One thing that has really struck me in Art and Fear is this passage:
The ceramics teacher announced on opening day that he was dividing the class into two groups. All those on the left side of the studio, he said, would be graded solely on the quantity of work they produced, all those on the right solely on its quality. His procedure was simple: on the final day of class he would bring in his bathroom scales and weigh the work of the “quantity” group: fifty pounds of pots rated an “A”, forty pounds a “B”, and so on. Those being graded on “quality”, however, needed to produce only one pot – albeit a perfect one – to get an “A”. Well, came grading time and a curious fact emerged: the works of highest quality were all produced by the group being graded for quantity. It seems that while the “quantity” group was busily churning out piles of work – and learning from their mistakes – the “quality” group had sat theorizing about perfection, and in the end had little more to show for their efforts than grandiose theories and a pile of dead clay.
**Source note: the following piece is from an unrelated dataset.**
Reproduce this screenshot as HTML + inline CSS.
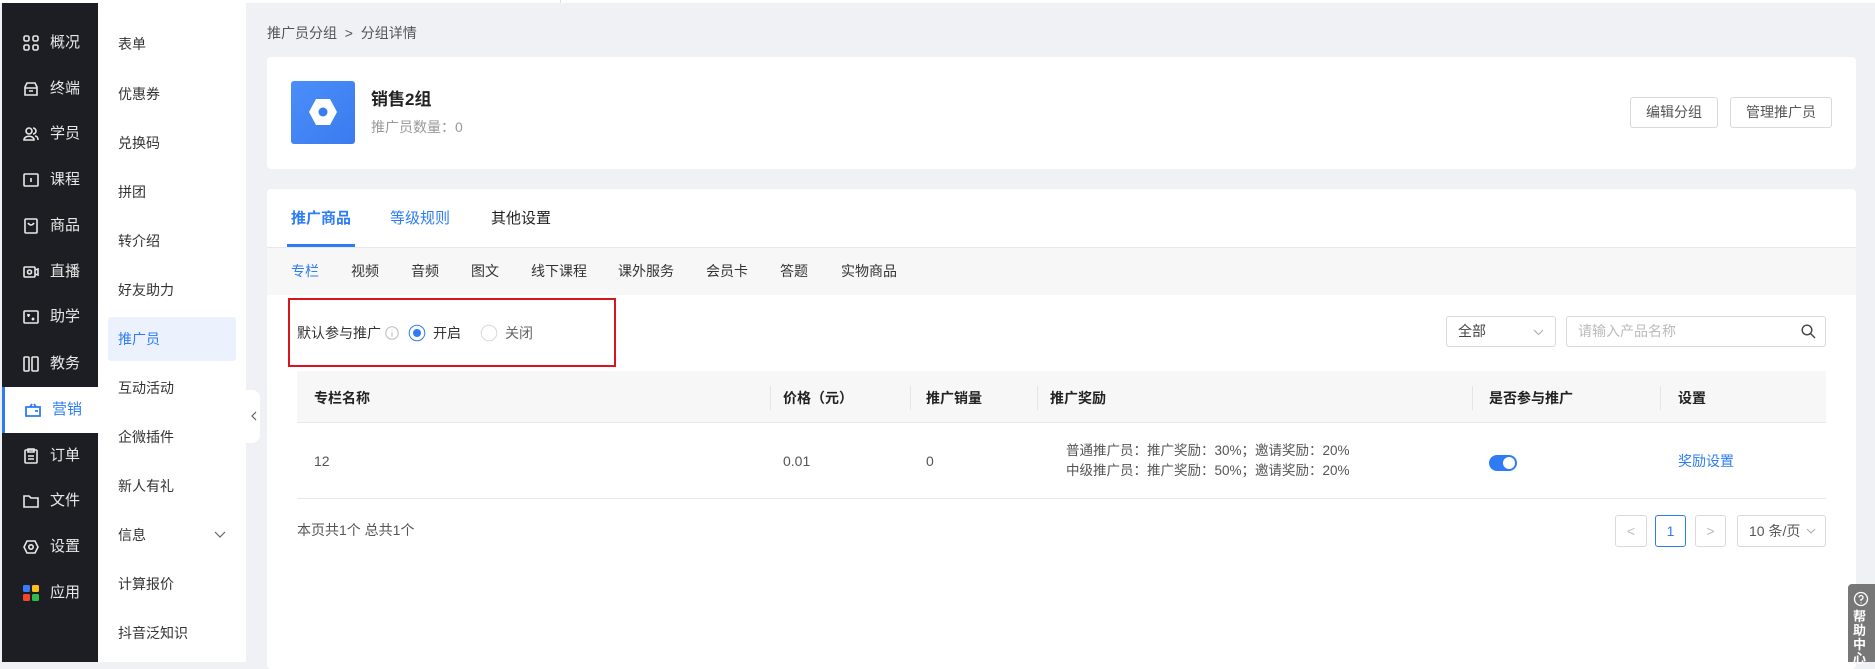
<!DOCTYPE html>
<html><head><meta charset="utf-8"><style>
*{margin:0;padding:0;box-sizing:border-box}
body{width:1875px;height:662px;overflow:hidden;background:#f0f1f4;font-family:"Liberation Sans","Noto Sans CJK SC",sans-serif;font-size:14px;color:#333;position:relative}
.a{position:absolute}
.top{left:0;top:0;width:1875px;height:3px;background:#fff}
.side{left:2px;top:3px;width:96px;height:659px;background:#1d1e23}
.si{position:absolute;left:2px;width:96px;height:46px;color:#e8e8e8;font-size:15px;line-height:46px}
.si span{position:absolute;left:48px}
.si svg{position:absolute;left:21px;top:15px}
.si.on{background:#fff;color:#2d7cf6;border-left:3px solid #2d7cf6}
.sub{left:98px;top:3px;width:148px;height:659px;background:#fff}
.sj{position:absolute;left:118px;font-size:14px;color:#333;line-height:20px}
.card{background:#fff;border-radius:4px}
.btn{position:absolute;border:1px solid #d9d9d9;border-radius:3px;background:#fff;font-size:14px;color:#555;text-align:center;line-height:29px}
.th{position:absolute;top:388px;font-weight:bold;font-size:14px;color:#222;line-height:20px}
.sep{position:absolute;top:386px;width:1px;height:24px;background:#e5e5e5}
.pg{position:absolute;top:515px;height:32px;border:1px solid #d9d9d9;border-radius:3px;text-align:center;line-height:30px;color:#bbb;background:#fff}
.t{position:absolute;line-height:20px}
</style></head><body>
<div class="a top"></div>
<div class="a" style="left:560px;top:0;width:1px;height:3px;background:#ddd"></div>
<div class="a side"></div>
<div class="si" style="top:20px"><svg width="16" height="16" fill="none" stroke="#e8e8e8" stroke-width="1.6"><rect x="1" y="1" width="5" height="5" rx="1.5"/><rect x="10" y="1" width="5" height="5" rx="1.5"/><rect x="1" y="10" width="5" height="5" rx="1.5"/><rect x="10" y="10" width="5" height="5" rx="1.5"/></svg><span>概况</span></div>
<div class="si" style="top:66px"><svg width="16" height="16" fill="none" stroke="#e8e8e8" stroke-width="1.6"><path d="M2 6 L4 2 H12 L14 6 V14 H2 Z M2 7 H14 M6 10 H10"/></svg><span>终端</span></div>
<div class="si" style="top:111px"><svg width="16" height="16" fill="none" stroke="#e8e8e8" stroke-width="1.6"><circle cx="6" cy="5" r="3"/><path d="M1 14 C1 9 11 9 11 14 Z M10 2 A3 3 0 0 1 10 8 M12 10 C14 10 15 12 15 14"/></svg><span>学员</span></div>
<div class="si" style="top:157px"><svg width="16" height="16" fill="none" stroke="#e8e8e8" stroke-width="1.6"><rect x="1" y="2" width="14" height="12" rx="1"/><path d="M8 6 V10"/></svg><span>课程</span></div>
<div class="si" style="top:203px"><svg width="16" height="16" fill="none" stroke="#e8e8e8" stroke-width="1.6"><rect x="2" y="1" width="12" height="14" rx="1"/><path d="M5 5 Q8 9 11 5"/></svg><span>商品</span></div>
<div class="si" style="top:249px"><svg width="16" height="16" fill="none" stroke="#e8e8e8" stroke-width="1.6"><rect x="1" y="3" width="11" height="10" rx="1"/><circle cx="6.5" cy="8" r="2"/><path d="M12 6 L15 5 V11 L12 10"/></svg><span>直播</span></div>
<div class="si" style="top:294px"><svg width="16" height="16" fill="none" stroke="#e8e8e8" stroke-width="1.6"><rect x="1" y="2" width="14" height="12" rx="1"/><path d="M4 6 H7 M5.5 5 V8 M9 9 L11 11 M11 9 L9 11"/></svg><span>助学</span></div>
<div class="si" style="top:341px"><svg width="16" height="16" fill="none" stroke="#e8e8e8" stroke-width="1.6"><rect x="1" y="1" width="5" height="14" rx="1"/><rect x="9" y="1" width="6" height="14" rx="1"/></svg><span>教务</span></div>
<div class="si on" style="top:387px"><svg width="16" height="16" fill="none" stroke="#2d7cf6" stroke-width="1.8" style="left:20px"><path d="M1 5 H15 V14 H1 Z M5 5 L7 2 M11 5 L9 2 M10 9 H13"/></svg><span style="left:47px">营销</span></div>
<div class="si" style="top:433px"><svg width="16" height="16" fill="none" stroke="#e8e8e8" stroke-width="1.6"><rect x="2" y="2" width="12" height="13" rx="1"/><path d="M5 1 H11 V4 H5 Z M5 8 H11 M5 11 H11"/></svg><span>订单</span></div>
<div class="si" style="top:478px"><svg width="16" height="16" fill="none" stroke="#e8e8e8" stroke-width="1.6"><path d="M1 3 H6 L8 5 H15 V14 H1 Z"/></svg><span>文件</span></div>
<div class="si" style="top:524px"><svg width="16" height="16" fill="none" stroke="#e8e8e8" stroke-width="1.6"><path d="M4 2 H12 L15 8 L12 14 H4 L1 8 Z"/><circle cx="8" cy="8" r="2.2"/></svg><span>设置</span></div>
<div class="si" style="top:570px"><svg width="16" height="16"><rect x="0" y="0" width="7" height="7" rx="1.5" fill="#3a7bfd"/><rect x="9" y="0" width="7" height="7" rx="1.5" fill="#fbbf1c"/><rect x="0" y="9" width="7" height="7" rx="1.5" fill="#f5462c"/><rect x="9" y="9" width="7" height="7" rx="1.5" fill="#28c04a"/></svg><span>应用</span></div>

<div class="a sub"></div>
<div class="a" style="left:108px;top:317px;width:128px;height:44px;background:#ebf2fe;border-radius:3px"></div>
<div class="sj" style="top:34px">表单</div>
<div class="sj" style="top:84px">优惠券</div>
<div class="sj" style="top:133px">兑换码</div>
<div class="sj" style="top:182px">拼团</div>
<div class="sj" style="top:231px">转介绍</div>
<div class="sj" style="top:280px">好友助力</div>
<div class="sj" style="top:329px;color:#2d7cf6">推广员</div>
<div class="sj" style="top:378px">互动活动</div>
<div class="sj" style="top:427px">企微插件</div>
<div class="sj" style="top:476px">新人有礼</div>
<div class="sj" style="top:525px">信息</div>
<div class="sj" style="top:574px">计算报价</div>
<div class="sj" style="top:623px">抖音泛知识</div>
<svg class="a" style="left:214px;top:531px" width="12" height="8" fill="none" stroke="#666" stroke-width="1.2"><path d="M1 1 L6 6 L11 1"/></svg>
<div class="a" style="left:246px;top:390px;width:14px;height:53px;background:#fff;border-radius:0 8px 8px 0"></div>
<svg class="a" style="left:251px;top:411px" width="6" height="10" fill="none" stroke="#666" stroke-width="1.2"><path d="M5 1 L1 5 L5 9"/></svg>

<div class="t" style="left:267px;top:23px;color:#555">推广员分组 &nbsp;&gt;&nbsp; 分组详情</div>

<div class="a card" style="left:267px;top:57px;width:1589px;height:112px"></div>
<div class="a" style="left:291px;top:81px;width:64px;height:63px;border-radius:3px;background:linear-gradient(135deg,#4b8ef8,#3a7bf0)"></div>
<svg class="a" style="left:308px;top:96px" width="30" height="32"><path d="M8 3 H22 L29 16 L22 29 H8 L1 16 Z" fill="#fff"/><circle cx="15" cy="16" r="4.5" fill="#3a7bf0"/></svg>
<div class="t" style="left:371px;top:89px;font-size:17px;font-weight:bold;color:#222;line-height:22px">销售2组</div>
<div class="t" style="left:371px;top:117px;color:#999">推广员数量：0</div>
<div class="btn" style="left:1630px;top:97px;width:88px;height:31px">编辑分组</div>
<div class="btn" style="left:1730px;top:97px;width:102px;height:31px">管理推广员</div>

<div class="a card" style="left:267px;top:189px;width:1589px;height:480px"></div>
<div class="t" style="left:291px;top:208px;font-size:15px;font-weight:bold;color:#2d7cf6;line-height:22px">推广商品</div>
<div class="a" style="left:287px;top:244px;width:68px;height:3px;background:#2d7cf6"></div>
<div class="t" style="left:390px;top:208px;font-size:15px;color:#2d7cf6;line-height:22px">等级规则</div>
<div class="t" style="left:491px;top:208px;font-size:15px;color:#222;line-height:22px">其他设置</div>
<div class="a" style="left:267px;top:247px;width:1589px;height:48px;background:#f7f7f8;border-top:1px solid #e8e8e8"></div>
<div class="t" style="left:291px;top:261px;color:#2d7cf6">专栏</div>
<div class="t" style="left:351px;top:261px">视频</div>
<div class="t" style="left:411px;top:261px">音频</div>
<div class="t" style="left:471px;top:261px">图文</div>
<div class="t" style="left:531px;top:261px">线下课程</div>
<div class="t" style="left:618px;top:261px">课外服务</div>
<div class="t" style="left:706px;top:261px">会员卡</div>
<div class="t" style="left:780px;top:261px">答题</div>
<div class="t" style="left:841px;top:261px">实物商品</div>

<div class="a" style="left:288px;top:298px;width:328px;height:69px;border:2px solid #d9141e"></div>
<div class="t" style="left:297px;top:323px">默认参与推广</div>
<svg class="a" style="left:385px;top:326px" width="14" height="14" fill="none" stroke="#bbb"><circle cx="7" cy="7" r="6.2"/><path d="M7 6 V10.5 M7 3.8 V4.6"/></svg>
<svg class="a" style="left:408px;top:324px" width="18" height="18"><circle cx="9" cy="9" r="7.8" fill="#fff" stroke="#2d7cf6"/><circle cx="9" cy="9" r="4" fill="#2d7cf6"/></svg>
<div class="t" style="left:433px;top:323px">开启</div>
<svg class="a" style="left:480px;top:324px" width="18" height="18"><circle cx="9" cy="9" r="7.8" fill="#fff" stroke="#d9d9d9"/></svg>
<div class="t" style="left:505px;top:323px;color:#666">关闭</div>

<div class="a" style="left:1446px;top:316px;width:110px;height:31px;border:1px solid #d9d9d9;border-radius:3px;background:#fff;padding-left:11px;line-height:29px;color:#444">全部</div>
<svg class="a" style="left:1533px;top:329px" width="11" height="7" fill="none" stroke="#aaa"><path d="M1 1 L5.5 5.5 L10 1"/></svg>
<div class="a" style="left:1566px;top:316px;width:260px;height:31px;border:1px solid #d9d9d9;border-radius:3px;background:#fff;padding-left:11px;line-height:29px;color:#bbb">请输入产品名称</div>
<svg class="a" style="left:1801px;top:324px" width="15" height="15" fill="none" stroke="#444" stroke-width="1.4"><circle cx="6" cy="6" r="4.8"/><path d="M9.5 9.5 L14 14"/></svg>

<div class="a" style="left:297px;top:371px;width:1529px;height:52px;background:#f7f7f8;border-bottom:1px solid #e8e8e8"></div>
<div class="th" style="left:314px">专栏名称</div>
<div class="sep" style="left:770px"></div><div class="th" style="left:783px">价格（元）</div>
<div class="sep" style="left:910px"></div><div class="th" style="left:926px">推广销量</div>
<div class="sep" style="left:1037px"></div><div class="th" style="left:1050px">推广奖励</div>
<div class="sep" style="left:1472px"></div><div class="th" style="left:1489px">是否参与推广</div>
<div class="sep" style="left:1660px"></div><div class="th" style="left:1678px">设置</div>
<div class="a" style="left:297px;top:498px;width:1529px;height:1px;background:#e8e8e8"></div>
<div class="t" style="left:314px;top:451px;color:#555">12</div>
<div class="t" style="left:783px;top:451px;color:#555">0.01</div>
<div class="t" style="left:926px;top:451px;color:#555">0</div>
<div class="t" style="left:1066px;top:441px;color:#555;font-size:13.5px">普通推广员：推广奖励：30%；邀请奖励：20%</div>
<div class="t" style="left:1066px;top:461px;color:#555;font-size:13.5px">中级推广员：推广奖励：50%；邀请奖励：20%</div>
<div class="a" style="left:1489px;top:455px;width:28px;height:16px;border-radius:8px;background:#2d7cf6"></div>
<div class="a" style="left:1503px;top:457px;width:12px;height:12px;border-radius:6px;background:#fff"></div>
<div class="t" style="left:1678px;top:451px;color:#2d7cf6">奖励设置</div>

<div class="t" style="left:297px;top:520px;color:#555">本页共1个 总共1个</div>
<div class="pg" style="left:1615px;width:32px">&lt;</div>
<div class="pg" style="left:1655px;width:31px;border-color:#2d7cf6;color:#2d7cf6">1</div>
<div class="pg" style="left:1695px;width:31px">&gt;</div>
<div class="pg" style="left:1737px;width:89px;color:#555;text-align:left;padding-left:11px">10 条/页</div>
<svg class="a" style="left:1806px;top:528px" width="10" height="6" fill="none" stroke="#aaa"><path d="M1 1 L5 5 L9 1"/></svg>

<div class="a" style="left:1848px;top:584px;width:27px;height:78px;background:#777;border-radius:4px 0 0 0"></div>
<svg class="a" style="left:1853px;top:591px" width="16" height="16" fill="none" stroke="#fff" stroke-width="1.3"><circle cx="8" cy="8" r="6.5"/><path d="M6 6.5 A2 2 0 1 1 8 8.5 V10 M8 11.5 V12.3"/></svg>
<div class="a" style="left:1853px;top:610px;width:16px;color:#fff;font-size:13px;font-weight:bold;line-height:14px">帮助中心</div>
</body></html>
So for drawing, I’m not limiting myself to the exercises in The Natural Way to Draw; instead, I’m reading through Keys to Drawing and doing those exercises as well, and – beyond that – practicing drawing in any free moments. It’s like a friend said about writing – you learn to write well by writing a couple thousand pages of bad writing first. The first thousand pages are guaranteed to be bad. So write them as fast as you can, working on improving them as you do; the only way to good writing lies through all those pages of terrible, awful writing.
BlueLoom says
What a wonderful parable!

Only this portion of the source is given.